In 1916, Dooley ran for County Clerk, and won the Democratic nomination unopposed. Following the primary election, Patterson resigned as County Clerk, and Dooley was appointed by the board of county commissioners as his replacement. In the general election, he narrowly defeated Republican nominee Ernest Ruff. Dooley was re-elected in 1918, and defeated in 1922 by Republican J. E. Strawn.
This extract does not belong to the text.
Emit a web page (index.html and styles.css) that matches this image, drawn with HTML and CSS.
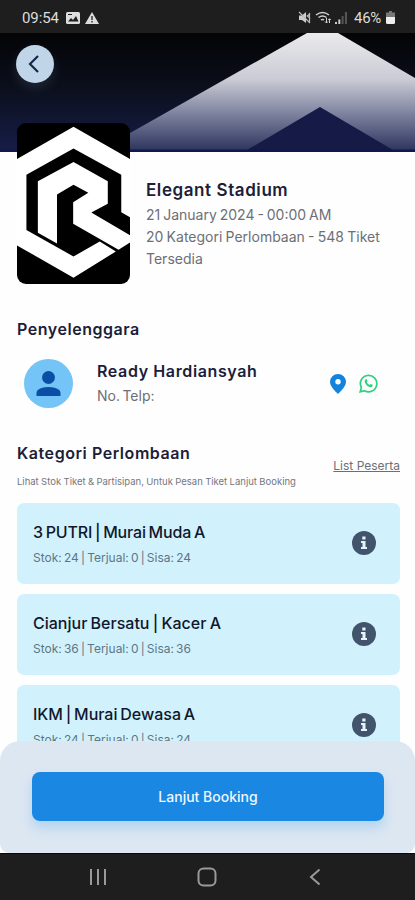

Dooley ran for Sarpy County Judge in 1928, challenging incumbent Judge J. M. Wheat for re-election, but was narrowly defeated in the general election. He unsuccessfully challenged Wheat again in 1932. When Wheat died in 1934, H. A. Collins was appointed as his replacement, and Dooley challenged him, but lost.

==Nebraska Legislature==
In 1942, incumbent State Senator William A. Metzger, who was serving in the U.S. Army, declined to seek re-election to a second term. Dooley ran to succeed him in the 3rd district, which included Cass and Sarpy counties. Dooley ran in a crowded primary, and narrowly placed second, receiving 16 percent of the vote to former State Representative Mabel Gillespie's 19 percent, and they advanced to the general election. Dooley narrowly defeated Gillespie, winning 51 percent of the vote to her 49 percent.
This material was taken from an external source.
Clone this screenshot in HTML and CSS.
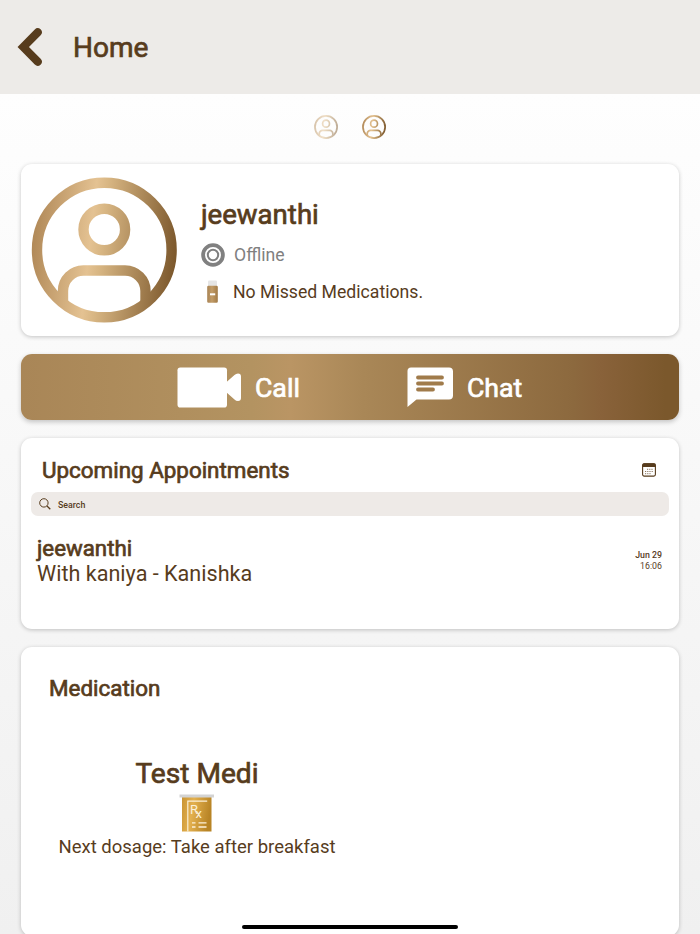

Dooley ran for re-election in 1944, and was challenged by Mrs. John Harold Brunson, a former teacher; Henry Wendt, a farmer; Charles Long, a businessman; and John B. Peterson and W. B. Banning, former state senators. Dooley placed first in the primary, winning 45 percent of the vote to Banning's 36 percent. They advanced to the general election, which Dooley won by a wide margin, defeating Banning, 58–42 percent.

In 1946, Dooley ran for a third term, and was opposed by former State Senator William A. Metzger and W. O. Schewe. In the nonpartisan primary, Metzger won 45 percent of the vote, and Dooley placed second with 33 percent. Metzger narrowly defeated Dooley in the general election, winning 53 percent of the vote to Dooley's 47 percent.

Dooley ran for Lieutenant Governor in 1950. In the Democratic primary, Dooley faced businessman Edward Dosek, who was endorsed by the state party convention; former Oklahoma State Senator C. S. Wortman; and businessman Woodrow Bryan Shurtleff. Dooley lost the primary, receiving 24 percent of the vote to Dosek's 47 percent.

In 1952, Dooley ran for the state legislature. Incumbent State Senator Christian Metzger, the father of William A. Metzger, declined to run for re-election to a second term. He ran against Edwin McHugh, an attorney and banker, and narrowly placed second in the primary, receiving 49 percent of the vote to McHugh's 51 percent. In the general election, Dooley defeated McHugh by a thin margin, winning 51–49 percent.

Dooley ran for re-election in 1954, and was challenged by former State Senator William A. Metzger. Metzger placed first in the primary, winning 56 percent of the vote to Dooley's 44 percent. They advanced to the general election, which Metzger won, defeating Dooley with 54 percent of the vote.

Metzger declined to seek re-election in 1956, and Dooley ran to succeed him. In the nonpartisan primary, Dooley was opposed by businessman Jerry Strawn, banker Emil Fricke, and Bellevue City Attorney John Rice. Dooley placed first in the primary, receiving 34 percent of the vote to Fricke's 30 percent, and proceeded to the general election. Dooley defeated Fricke by a thin margin, winning by 269 votes, and receiving 51 percent of the vote to Fricke's 49 percent.

Dooley ran for re-election in 1958. He faced a crowded field of opponents, and was challenged by real estate broker H. L. Gayer and attorney Gerald Kiltz, as well as two former opponents: banker and attorney Edwin McHugh and businessman Jerry Strawn. Dooley placed first in the primary with 35 percent of the vote, and advanced to the general election with Gayer, who placed second with 29 percent.

On October 12, 1958, three weeks prior to the general election, Dooley died.